Task description
Reproduce the listing exactly, with no pictures in your copy.
================================
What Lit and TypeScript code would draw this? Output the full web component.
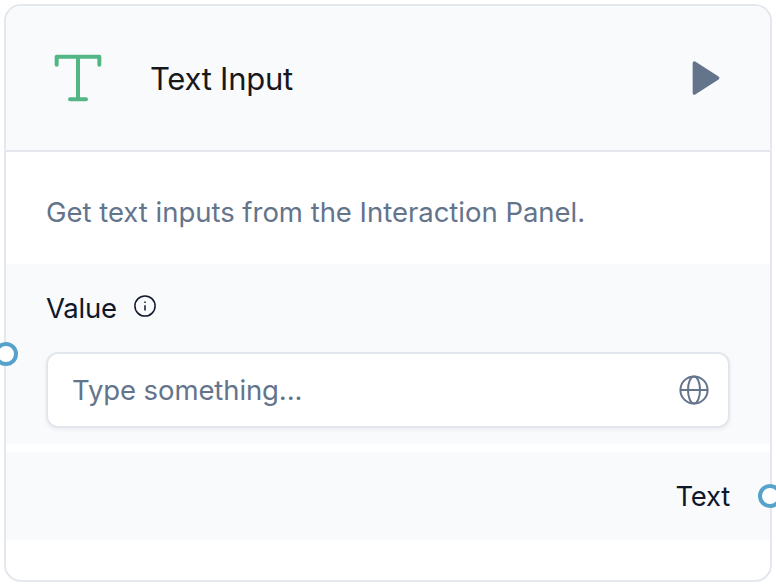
import { LitElement, html, css } from "lit";
import { customElement } from "lit/decorators.js";

@customElement("app-root")
export class AppRoot extends LitElement {
  static styles = css`
    :host {
      display: block;
      box-sizing: border-box;
      width: 776px;
      height: 586px;
      padding: 4px;
      overflow: hidden;
      background: #fff;
      font-family: Inter, "Liberation Sans", sans-serif;
      font-weight: 370;
      color: #0f172a;
    }
    * { box-sizing: border-box; }
    svg { display: block; flex: none; }
    .card {
      position: relative;
      width: 768px;
      height: 578px;
      border: 2px solid #e4e7ed;
      border-radius: 17px;
      background: #fff;
    }
    .header {
      display: flex;
      align-items: center;
      height: 146px;
      padding: 0 44px 0 40px;
      border-bottom: 2px solid #e4e7ed;
      border-radius: 15px 15px 0 0;
      background: #f8fafc;
    }
    .type { color: #53b785; }
    .title {
      flex: 1;
      margin-left: 40px;
      padding-top: 2px;
      font-size: 31px;
      line-height: 48px;
      letter-spacing: -0.25px;
      color: #18181b;
      white-space: nowrap;
    }
    .play { color: #64748b; }
    .description {
      height: 112px;
      padding: 40px 40px 0;
      font-size: 27.5px;
      line-height: 40px;
      letter-spacing: -0.02px;
      white-space: nowrap;
      color: #64748b;
    }
    .row { position: relative; background: #f8fafc; }
    .value { height: 180px; padding: 24px 40px 0; }
    .label {
      display: flex;
      height: 40px;
      font-size: 27.5px;
      line-height: 40px;
      letter-spacing: -0.25px;
    }
    .info { margin: 5px 0 0 15px; }
    .field {
      display: flex;
      align-items: center;
      justify-content: space-between;
      width: 684px;
      height: 76px;
      margin-top: 24px;
      padding: 0 18px 0 24px;
      border: 2px solid #e2e6ed;
      border-radius: 12px;
      background: #fff;
      box-shadow: 0 2px 4px rgba(0, 0, 0, 0.05);
      font-size: 27.5px;
      line-height: 40px;
      letter-spacing: -0.1px;
      color: #64748b;
    }
    .output {
      height: 88px;
      margin-top: 8px;
      padding: 24px 40px 0;
      text-align: right;
      font-size: 27.5px;
      line-height: 40px;
      letter-spacing: -0.25px;
    }
    .port {
      position: absolute;
      width: 24px;
      height: 24px;
      border: 4px solid #56a2ca;
      border-radius: 50%;
      background: #fff;
    }
    .port.in { left: -12px; top: 78px; }
    .port.out { right: -12px; top: 32px; }
  `;

  render() {
    return html`
      <section class="card">
        <header class="header">
          <svg class="type" width="64" height="64" viewBox="0 0 24 24" fill="none" stroke="currentColor"
            stroke-width="1.5" stroke-linecap="round" stroke-linejoin="round">
            <path d="M4 7V4h16v3M9 20h6M12 4v16" />
          </svg>
          <div class="title">Text Input</div>
          <svg class="play" width="40" height="40" viewBox="0 0 24 24" fill="currentColor" stroke="currentColor"
            stroke-width="2" stroke-linecap="round" stroke-linejoin="round">
            <path d="M5 3l14 9-14 9V3z" />
          </svg>
        </header>
        <div class="description">Get text inputs from the Interaction Panel.</div>
        <div class="row value">
          <div class="label">
            <span>Value</span>
            <svg class="info" width="26" height="26" viewBox="0 0 26 26" fill="none" stroke="currentColor" stroke-width="1.5">
              <circle cx="13" cy="13" r="10.1" />
              <path d="M13 12.2v5.2M13 8.5v1.6" />
            </svg>
          </div>
          <div class="field">
            <span>Type something...</span>
            <svg width="32" height="32" viewBox="0 0 32 32" fill="none" stroke="currentColor" stroke-width="2">
              <circle cx="16" cy="16" r="13.6" />
              <ellipse cx="16" cy="16" rx="6" ry="13.6" />
              <path d="M2.4 16h27.2" />
            </svg>
          </div>
          <i class="port in"></i>
        </div>
        <div class="row output">
          <span>Text</span>
          <i class="port out"></i>
        </div>
      </section>
    `;
  }
}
================================
Written response
What Lit and TypeScript code would draw this? Output the full web component.
import { LitElement, html, css } from "lit";
import { customElement } from "lit/decorators.js";

@customElement("app-root")
export class AppRoot extends LitElement {
  static styles = css`
    :host {
      display: block;
      box-sizing: border-box;
      width: 776px;
      height: 586px;
      padding: 4px;
      overflow: hidden;
      background: #fff;
      font-family: Inter, "Liberation Sans", sans-serif;
      font-weight: 370;
      color: #0f172a;
    }
    * { box-sizing: border-box; }
    svg { display: block; flex: none; }
    .card {
      position: relative;
      width: 768px;
      height: 578px;
      border: 2px solid #e4e7ed;
      border-radius: 17px;
      background: #fff;
    }
    .header {
      display: flex;
      align-items: center;
      height: 146px;
      padding: 0 44px 0 40px;
      border-bottom: 2px solid #e4e7ed;
      border-radius: 15px 15px 0 0;
      background: #f8fafc;
    }
    .type { color: #53b785; }
    .title {
      flex: 1;
      margin-left: 40px;
      padding-top: 2px;
      font-size: 31px;
      line-height: 48px;
      letter-spacing: -0.25px;
      color: #18181b;
      white-space: nowrap;
    }
    .play { color: #64748b; }
    .description {
      height: 112px;
      padding: 40px 40px 0;
      font-size: 27.5px;
      line-height: 40px;
      letter-spacing: -0.02px;
      white-space: nowrap;
      color: #64748b;
    }
    .row { position: relative; background: #f8fafc; }
    .value { height: 180px; padding: 24px 40px 0; }
    .label {
      display: flex;
      height: 40px;
      font-size: 27.5px;
      line-height: 40px;
      letter-spacing: -0.25px;
    }
    .info { margin: 5px 0 0 15px; }
    .field {
      display: flex;
      align-items: center;
      justify-content: space-between;
      width: 684px;
      height: 76px;
      margin-top: 24px;
      padding: 0 18px 0 24px;
      border: 2px solid #e2e6ed;
      border-radius: 12px;
      background: #fff;
      box-shadow: 0 2px 4px rgba(0, 0, 0, 0.05);
      font-size: 27.5px;
      line-height: 40px;
      letter-spacing: -0.1px;
      color: #64748b;
    }
    .output {
      height: 88px;
      margin-top: 8px;
      padding: 24px 40px 0;
      text-align: right;
      font-size: 27.5px;
      line-height: 40px;
      letter-spacing: -0.25px;
    }
    .port {
      position: absolute;
      width: 24px;
      height: 24px;
      border: 4px solid #56a2ca;
      border-radius: 50%;
      background: #fff;
    }
    .port.in { left: -12px; top: 78px; }
    .port.out { right: -12px; top: 32px; }
  `;

  render() {
    return html`
      <section class="card">
        <header class="header">
          <svg class="type" width="64" height="64" viewBox="0 0 24 24" fill="none" stroke="currentColor"
            stroke-width="1.5" stroke-linecap="round" stroke-linejoin="round">
            <path d="M4 7V4h16v3M9 20h6M12 4v16" />
          </svg>
          <div class="title">Text Input</div>
          <svg class="play" width="40" height="40" viewBox="0 0 24 24" fill="currentColor" stroke="currentColor"
            stroke-width="2" stroke-linecap="round" stroke-linejoin="round">
            <path d="M5 3l14 9-14 9V3z" />
          </svg>
        </header>
        <div class="description">Get text inputs from the Interaction Panel.</div>
        <div class="row value">
          <div class="label">
            <span>Value</span>
            <svg class="info" width="26" height="26" viewBox="0 0 26 26" fill="none" stroke="currentColor" stroke-width="1.5">
              <circle cx="13" cy="13" r="10.1" />
              <path d="M13 12.2v5.2M13 8.5v1.6" />
            </svg>
          </div>
          <div class="field">
            <span>Type something...</span>
            <svg width="32" height="32" viewBox="0 0 32 32" fill="none" stroke="currentColor" stroke-width="2">
              <circle cx="16" cy="16" r="13.6" />
              <ellipse cx="16" cy="16" rx="6" ry="13.6" />
              <path d="M2.4 16h27.2" />
            </svg>
          </div>
          <i class="port in"></i>
        </div>
        <div class="row output">
          <span>Text</span>
          <i class="port out"></i>
        </div>
      </section>
    `;
  }
}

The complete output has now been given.